Be sure to give them a read, i love them so much. Especially enhances the DLC blood and wine as it revolves completely around a book location and major book character.

Jubal:
Well, I finished the main quest. Still got Hearts of Stone and Blood and Wine to do.

Overall thoughts: I think for me the thing that stands out about Witcher 3 is the acting. Nobody in that VA cast was having an off day, it's very much up there with the best and the graphics do the characters pretty good justice as well. I wasn't as thrilled by the narrative design as I'd hoped in places: the scenes are very well written, the task mix is interesting, I just don't agree that pressurised timed decision-making is a good way to simulate interpersonal interactions and key plot moments. So in that sense I wasn't a huge fan of how the romance lines and core interactions with Ciri were handled (I got the romance lines wrong, and got the Ciri stuff right mainly by looking it up - I genuinely don't think the outcomes of a number of key interactions are properly predictable from the text you get given & that the game doesn't telegraph what it's doing very well in some of those cases). Where they did do a good job, I think, was ensuring that "wrong" outcomes were still well acted to create a good story. The setting is as ever really good, a few big suspension of disbelief elements required (the more you think about Gwent, the less it works) but it's generally enjoyable and the characters are really interesting.

I was finding it odd that the end state is un-implemented, so I'm going to leave it a week or two before starting the DLC so I can sort of take them on their own merits rather than in the light of having finished the main story and finding it weird to go back to a Novigrad that's acting as if I hadn't.

My end state, with accompanying notes:
Spoiler (click to show/hide)
* Ciri became a witcher. She would likely have died - call it a toss-up - had I not looked outcomes up, and I maintain that some of the decisions you have to "get right" in order to "be supportive" are unintuitive (the "lighten your spirits" versus "you don't have to be good at everything", either of which can be construed as supportive) or actively counterintuitive (someone stressing about a meeting should not actually be told "hey, you'll be fine on your own" rather than supported at the meeting).

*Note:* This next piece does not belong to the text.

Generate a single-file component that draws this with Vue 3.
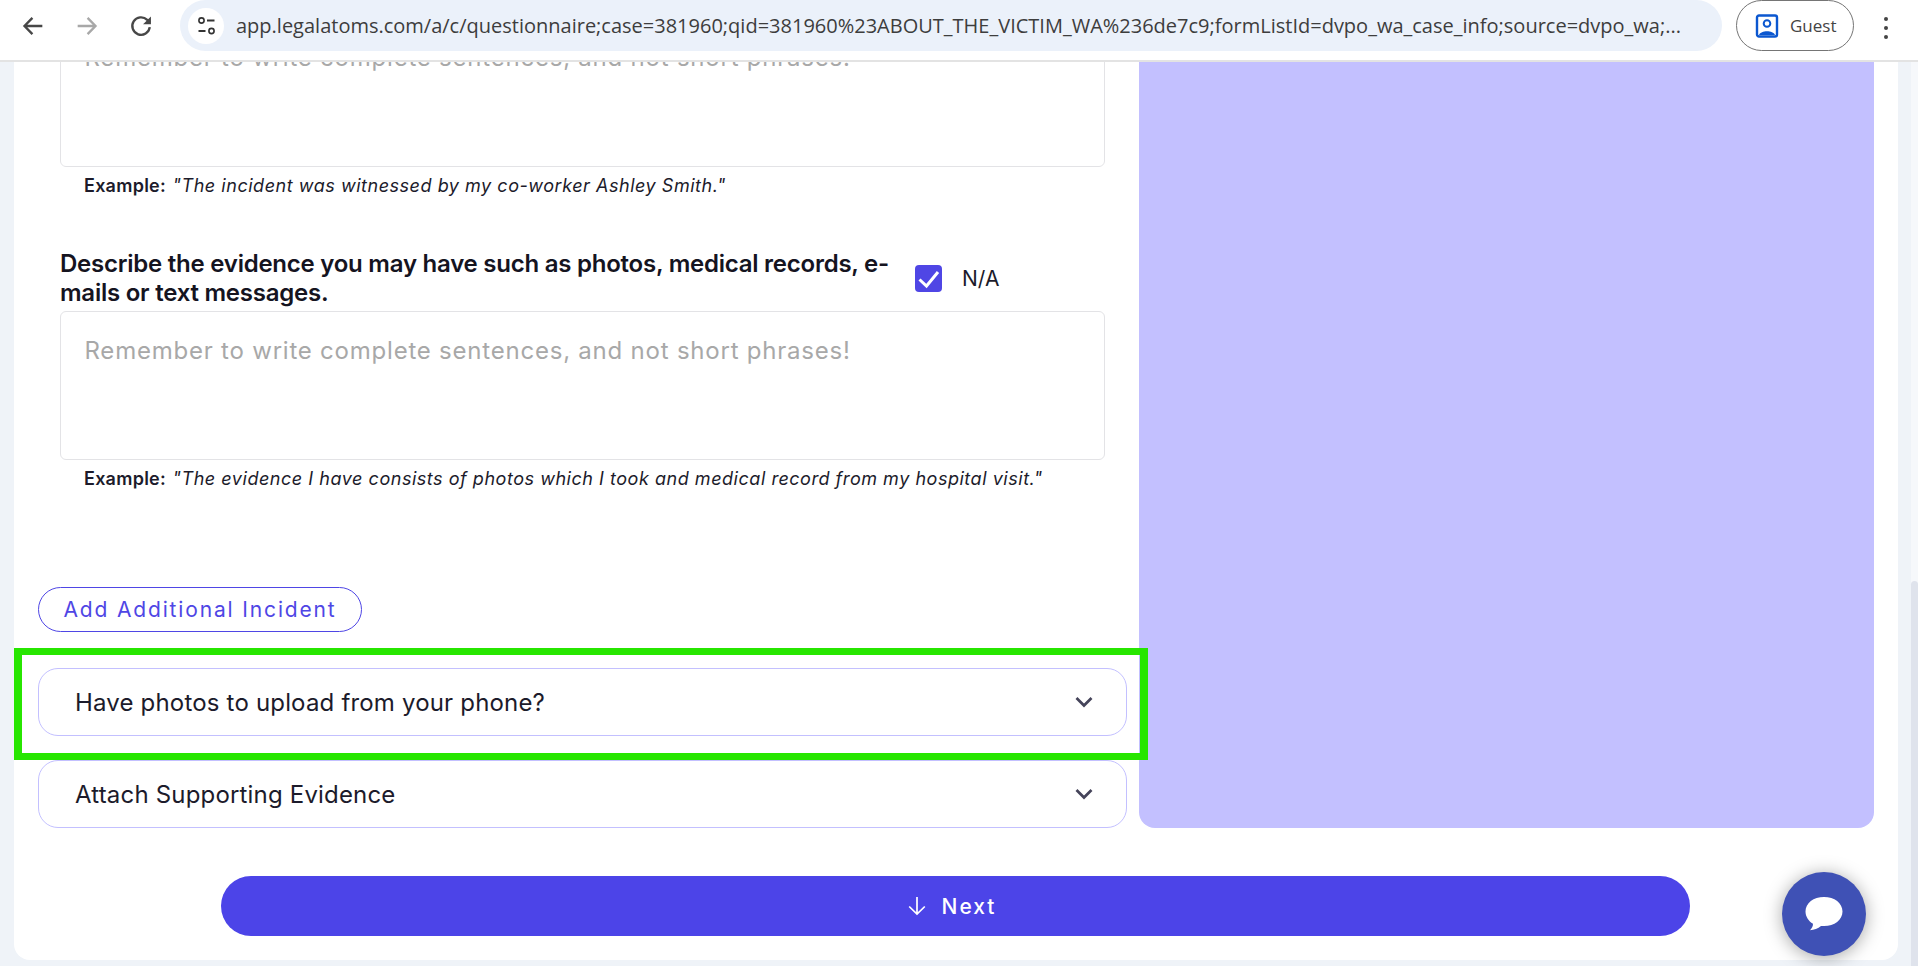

I did quite like the story ending, I thought the bit with Ge'els was fun: Eredin was underwhelming, barely scratched the gilding on my mastercrafted Witcher armour honestly.
* I stuck with my Temerian allies so Nilfgaard won the war. I was a bit annoyed by this because it was not at all obvious to me why Djikstra didn't just bugger off and take over Redania rather than coming to murder his erstwhile allies totally unnecessarily and then get killed because I'd put too much effort into keeping Ves and Thaler alive during these games to let him kill them now. Also, given they don't implement the end state, having a choice to spare Djikstra after that fight seemed an easy gimme for more variation?
* Cerys was queen of Skellige. I liked the Skellige rulership stuff perhaps the most out of the core political quests: it handled in a way that seemed sensible and fun.
* Geralt remained single. I'd decided I wanted to go with Triss, but picked the option where he asks her to stay and she refuses at the docks so I just leaned into that and had Geralt be a bit sad and mopey about it.
I think that's about all you get much major choice over? Except the Velen stuff as discussed earlier.

I do wonder if there's much more to be done with the Witcher IP in games. The trilogy in many ways feels right and neat, and it'd be very tricky to make more games about Geralt given the finality of W3 and the huge scale of choices involved, but there's presumably always going to be the temptation to find some way to use it more, and I might go for it if that did happen as I'd like to explore more of the world: a Witcher game set thirty years or so after W3 (long enough for you to explain a major new shift/reset in world politics) where you got to create your own witcher rather than being Geralt might be fun in its own way, I sort of felt it'd be fun to explore the other schools a bit, though maybe the series is just too wedded to its core cast for that to work.